Table of Contents
The Mature Category to Enjoy Incremental Growth
This research service provides an overview of the North American ride control components aftermarket. It includes unit shipment and revenue forecasts, percent of revenue by product type, pricing analysis, distribution channel analysis, and market share analysis. The base year is 2013, the historical data is presented for 2009 through 2012, and the forecast period is 2014 through 2020. In the forecast period, the research service examines unit shipments, pricings, and revenues. Additionally, two segments are looked at specifically. These are the standard replacement ride control aftermarket and the performance ride control aftermarket.
-A shock absorber is essentially an oil pump located between the frame and the wheels of the car. The upper mount of the shock is connected to the frame, while the lower mount is attached to the axle, adjacent to the wheel.
-Shock absorbers help in slowing down and reducing the extent of the vehicle’s vibratory motions by converting the kinetic energy of suspension movement into heat energy which is dissipated through hydraulic fluid.
-Light trucks are equipped with four shock absorbers—two on the front suspension and two in the rear suspension. Passenger cars are equipped with shock absorbers only on the rear suspension.
-Shock absorbers are sold individually. One unit equals one shock absorber.
-A strut is fundamentally a shock absorber mounted inside a coil spring. Their function is similar to that of a shock absorber as they control and diminish the motion of a vehicle’s suspension while providing structural support to the suspension at the same time.
-Passenger cars are equipped with struts on the front suspension. Pre-assembled struts—which include the coil spring, bearing plate, upper and lower spring isolators, upper spring seat and strut boot—are included in this category.
-Struts are sold individually. One unit equals one strut.
-Coil springs are composed of alloy steel and primary function is includes absorbing the motion of the wheels by compressing and expanding. Worn or sagging coil springs can cause premature tire wear due to vehicle misalignment.
-They are made of alloy steel and located over the upper mount of the shock absorber or strut connecting to the frame of the vehicle.

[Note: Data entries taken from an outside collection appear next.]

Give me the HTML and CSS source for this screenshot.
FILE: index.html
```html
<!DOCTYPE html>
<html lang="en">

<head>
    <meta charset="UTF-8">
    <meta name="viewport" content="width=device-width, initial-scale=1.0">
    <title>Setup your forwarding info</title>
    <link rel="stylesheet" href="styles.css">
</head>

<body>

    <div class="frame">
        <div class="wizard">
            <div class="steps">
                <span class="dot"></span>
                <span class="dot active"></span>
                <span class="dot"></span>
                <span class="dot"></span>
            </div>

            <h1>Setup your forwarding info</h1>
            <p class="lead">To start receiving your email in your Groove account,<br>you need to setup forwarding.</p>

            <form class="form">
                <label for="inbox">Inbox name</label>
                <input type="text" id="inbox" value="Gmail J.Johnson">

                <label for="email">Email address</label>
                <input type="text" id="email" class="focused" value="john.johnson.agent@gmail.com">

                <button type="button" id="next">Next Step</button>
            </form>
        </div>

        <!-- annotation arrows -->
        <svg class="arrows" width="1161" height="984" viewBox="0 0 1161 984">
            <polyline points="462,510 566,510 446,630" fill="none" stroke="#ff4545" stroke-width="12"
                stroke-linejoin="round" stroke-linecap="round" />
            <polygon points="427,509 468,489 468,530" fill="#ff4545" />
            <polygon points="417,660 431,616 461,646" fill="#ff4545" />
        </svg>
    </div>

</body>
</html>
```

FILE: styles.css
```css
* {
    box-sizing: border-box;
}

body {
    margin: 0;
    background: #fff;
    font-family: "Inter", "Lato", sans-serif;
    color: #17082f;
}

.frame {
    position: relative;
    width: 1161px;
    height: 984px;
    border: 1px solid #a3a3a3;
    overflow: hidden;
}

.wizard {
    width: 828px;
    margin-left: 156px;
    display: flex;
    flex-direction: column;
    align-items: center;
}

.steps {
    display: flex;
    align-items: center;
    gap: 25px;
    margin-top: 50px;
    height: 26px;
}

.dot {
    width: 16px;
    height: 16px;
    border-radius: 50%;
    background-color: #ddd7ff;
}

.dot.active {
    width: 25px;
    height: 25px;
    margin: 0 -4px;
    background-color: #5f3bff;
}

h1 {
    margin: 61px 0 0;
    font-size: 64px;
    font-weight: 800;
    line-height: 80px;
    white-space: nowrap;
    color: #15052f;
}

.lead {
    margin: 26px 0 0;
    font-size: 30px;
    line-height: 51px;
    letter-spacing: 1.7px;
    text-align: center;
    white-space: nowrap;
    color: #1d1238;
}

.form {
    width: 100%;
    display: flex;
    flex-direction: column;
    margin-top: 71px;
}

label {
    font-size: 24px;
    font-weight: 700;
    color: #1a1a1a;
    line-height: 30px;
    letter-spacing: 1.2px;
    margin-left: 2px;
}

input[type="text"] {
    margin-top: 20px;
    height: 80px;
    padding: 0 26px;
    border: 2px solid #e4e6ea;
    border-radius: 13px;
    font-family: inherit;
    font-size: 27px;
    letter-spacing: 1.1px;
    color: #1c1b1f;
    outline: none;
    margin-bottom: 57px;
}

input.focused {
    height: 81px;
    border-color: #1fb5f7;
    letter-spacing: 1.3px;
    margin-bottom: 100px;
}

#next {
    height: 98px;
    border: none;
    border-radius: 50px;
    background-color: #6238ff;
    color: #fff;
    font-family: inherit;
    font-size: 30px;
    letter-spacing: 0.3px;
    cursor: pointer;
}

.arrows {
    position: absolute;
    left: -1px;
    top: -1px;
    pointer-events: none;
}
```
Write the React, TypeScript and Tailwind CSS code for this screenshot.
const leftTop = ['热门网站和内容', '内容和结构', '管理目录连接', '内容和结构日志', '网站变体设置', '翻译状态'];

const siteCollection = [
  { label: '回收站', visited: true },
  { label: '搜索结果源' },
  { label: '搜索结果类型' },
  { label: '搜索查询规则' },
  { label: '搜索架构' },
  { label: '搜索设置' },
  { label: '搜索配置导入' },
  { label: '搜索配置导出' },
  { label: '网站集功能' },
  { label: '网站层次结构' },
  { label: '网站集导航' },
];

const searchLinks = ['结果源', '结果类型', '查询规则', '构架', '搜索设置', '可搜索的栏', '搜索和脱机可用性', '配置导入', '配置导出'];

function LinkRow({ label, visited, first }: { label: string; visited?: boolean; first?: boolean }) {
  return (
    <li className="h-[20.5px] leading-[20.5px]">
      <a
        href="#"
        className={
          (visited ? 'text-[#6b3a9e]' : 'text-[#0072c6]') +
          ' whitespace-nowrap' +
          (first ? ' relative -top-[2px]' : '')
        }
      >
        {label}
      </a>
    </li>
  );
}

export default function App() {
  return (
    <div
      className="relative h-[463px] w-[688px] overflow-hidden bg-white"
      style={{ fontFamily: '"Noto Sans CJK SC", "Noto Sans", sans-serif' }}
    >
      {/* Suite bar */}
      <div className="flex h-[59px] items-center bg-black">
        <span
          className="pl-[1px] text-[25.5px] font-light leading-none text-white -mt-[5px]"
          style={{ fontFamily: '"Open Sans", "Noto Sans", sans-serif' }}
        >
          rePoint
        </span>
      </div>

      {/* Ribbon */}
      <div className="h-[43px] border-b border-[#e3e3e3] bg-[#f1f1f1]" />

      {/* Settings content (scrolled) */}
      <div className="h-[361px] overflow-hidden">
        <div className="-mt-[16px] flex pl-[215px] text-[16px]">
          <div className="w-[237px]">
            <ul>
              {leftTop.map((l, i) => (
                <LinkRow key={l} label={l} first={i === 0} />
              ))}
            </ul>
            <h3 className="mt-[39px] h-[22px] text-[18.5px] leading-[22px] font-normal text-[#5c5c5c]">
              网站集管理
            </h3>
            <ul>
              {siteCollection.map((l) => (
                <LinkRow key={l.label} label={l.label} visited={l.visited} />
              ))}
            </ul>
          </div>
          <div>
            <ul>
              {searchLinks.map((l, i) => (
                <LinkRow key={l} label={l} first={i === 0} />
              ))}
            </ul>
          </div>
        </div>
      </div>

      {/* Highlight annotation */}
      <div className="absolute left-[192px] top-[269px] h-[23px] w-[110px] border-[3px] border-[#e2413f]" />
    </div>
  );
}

-Some truck suspensions feature a leaf spring—which comprises of multiple layers of metal bound in a single unit—in place a coil spring. Leaf springs are not considered in this analysis.

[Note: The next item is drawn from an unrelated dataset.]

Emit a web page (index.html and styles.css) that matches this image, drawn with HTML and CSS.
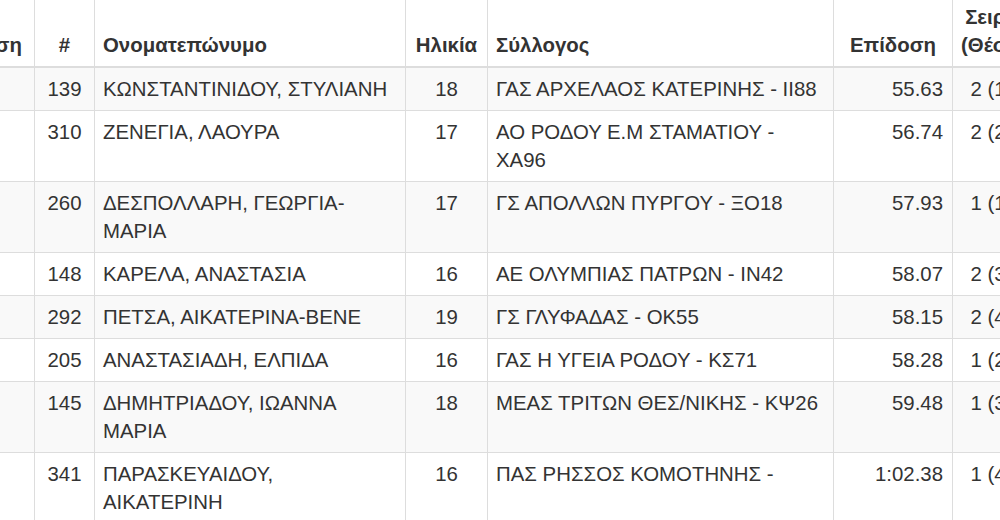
FILE: index.html
```html
<!DOCTYPE html>
<html lang="el">
<head>
<meta charset="utf-8">
<title>Αποτελέσματα</title>
<link rel="stylesheet" href="styles.css">
</head>
<body>
<div class="viewport">
<table class="results">
  <colgroup>
    <col class="c-pos">
    <col class="c-num">
    <col class="c-name">
    <col class="c-age">
    <col class="c-club">
    <col class="c-time">
    <col class="c-heat">
  </colgroup>
  <thead>
    <tr>
      <th class="right">Θέση</th>
      <th class="center">#</th>
      <th>Ονοματεπώνυμο</th>
      <th class="center">Ηλικία</th>
      <th>Σύλλογος</th>
      <th class="center">Επίδοση</th>
      <th class="center">Σειρά (Θέση)</th>
    </tr>
  </thead>
  <tbody>
    <tr><td></td><td class="center">139</td><td>ΚΩΝΣΤΑΝΤΙΝΙΔΟΥ, ΣΤΥΛΙΑΝΗ</td><td class="center">18</td><td>ΓΑΣ ΑΡΧΕΛΑΟΣ ΚΑΤΕΡΙΝΗΣ - ΙΙ88</td><td class="right">55.63</td><td class="center">2 (1)</td></tr>
    <tr><td></td><td class="center">310</td><td>ΖΕΝΕΓΙΑ, ΛΑΟΥΡΑ</td><td class="center">17</td><td>ΑΟ ΡΟΔΟΥ Ε.Μ ΣΤΑΜΑΤΙΟΥ -<br>ΧΑ96</td><td class="right">56.74</td><td class="center">2 (2)</td></tr>
    <tr><td></td><td class="center">260</td><td>ΔΕΣΠΟΛΛΑΡΗ, ΓΕΩΡΓΙΑ-<br>ΜΑΡΙΑ</td><td class="center">17</td><td>ΓΣ ΑΠΟΛΛΩΝ ΠΥΡΓΟΥ - ΞΟ18</td><td class="right">57.93</td><td class="center">1 (1)</td></tr>
    <tr><td></td><td class="center">148</td><td>ΚΑΡΕΛΑ, ΑΝΑΣΤΑΣΙΑ</td><td class="center">16</td><td>ΑΕ ΟΛΥΜΠΙΑΣ ΠΑΤΡΩΝ - ΙΝ42</td><td class="right">58.07</td><td class="center">2 (3)</td></tr>
    <tr><td></td><td class="center">292</td><td>ΠΕΤΣΑ, ΑΙΚΑΤΕΡΙΝΑ-ΒΕΝΕ</td><td class="center">19</td><td>ΓΣ ΓΛΥΦΑΔΑΣ - ΟΚ55</td><td class="right">58.15</td><td class="center">2 (4)</td></tr>
    <tr><td></td><td class="center">205</td><td>ΑΝΑΣΤΑΣΙΑΔΗ, ΕΛΠΙΔΑ</td><td class="center">16</td><td>ΓΑΣ Η ΥΓΕΙΑ ΡΟΔΟΥ - ΚΣ71</td><td class="right">58.28</td><td class="center">1 (2)</td></tr>
    <tr><td></td><td class="center">145</td><td>ΔΗΜΗΤΡΙΑΔΟΥ, ΙΩΑΝΝΑ<br>ΜΑΡΙΑ</td><td class="center">18</td><td>ΜΕΑΣ ΤΡΙΤΩΝ ΘΕΣ/ΝΙΚΗΣ - ΚΨ26</td><td class="right">59.48</td><td class="center">1 (3)</td></tr>
    <tr><td></td><td class="center">341</td><td>ΠΑΡΑΣΚΕΥΑΙΔΟΥ,<br>ΑΙΚΑΤΕΡΙΝΗ</td><td class="center">16</td><td>ΠΑΣ ΡΗΣΣΟΣ ΚΟΜΟΤΗΝΗΣ -</td><td class="right">1:02.38</td><td class="center">1 (4)</td></tr>
  </tbody>
</table>
</div>
</body>
</html>
```

FILE: styles.css
```css
html, body {
  margin: 0;
  padding: 0;
  background: #fff;
}

.viewport {
  width: 1000px;
  height: 520px;
  overflow: hidden;
}

.results {
  border-collapse: collapse;
  table-layout: fixed;
  width: 1096px;
  margin-top: -5px;
  margin-left: -66px;
  font-family: "Liberation Sans", Arial, Helvetica, sans-serif;
  font-size: 20.4px;
  line-height: 28px;
  color: #333;
}

.c-pos { width: 100px; }
.c-num { width: 60px; }
.c-name { width: 311px; }
.c-age { width: 82px; }
.c-club { width: 346px; }
.c-time { width: 119px; }
.c-heat { width: 78px; }

.results th,
.results td {
  padding: 7px 8px;
  border: 1px solid #ddd;
  text-align: left;
  vertical-align: top;
}

.results th {
  font-weight: bold;
  vertical-align: bottom;
  border-bottom: 2px solid #ddd;
}

.results tbody tr:nth-child(odd) td {
  background: #f9f9f9;
}

.results .center { text-align: center; }
.results .right { text-align: right; }
.results th.right { padding-right: 12px; }
.results td.right { padding-right: 9px; }
.results th:last-child,
.results td:last-child { white-space: nowrap; }
.results th:last-child { white-space: normal; }
```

-Coil springs are typically sold in pairs. However, one unit equals one coil spring for the purposes of this analysis.
-The strut mount helps as the mounting point for the top of a vehicle’s strut assemblies to connect to the vehicle’s chassis. Ideally, it should be replaced along with a new strut assembly, but usually they are not sold together.
-Vehicles having four-wheel-independent suspension are equipped with four strut mounts. Two each in the front and in the rear. Vehicles with independent front suspension are only equipped with two strut mounts.
-Strut mounts are sold individually. One unit equals one strut mount.
Performance Ride Control
-Performance ride control components include shock absorbers, struts, coil springs and lifting products that enhance the vehicle’s ability to absorb body motion and weight transfer. They are upgrades or additions/modifications to standard ride control components.
-Performance ride control components are often installed by vehicle modification enthusiasts for use in off-road environments.
-Lifting products includes suspension lift kits, leveling kits, lowering kits, and body lifts.
-This study covers most types of ride control products and their variations provided through the automotive aftermarket industry by identified participants.
-One unit equals one shock absorber, strut, coil spring, strut mount, or lifting product.
-Prices are presented at the manufacturer or direct-import level, where the product enters one of the main distribution channels and expressed in US dollars.
-Prices are presented at the manufacturer or direct-import level, where the product enters one of the main distribution channels, and expressed in US dollars.
-The compound annual growth rate (CAGR) is measured from the base year (2013) to the end of forecast period (2020).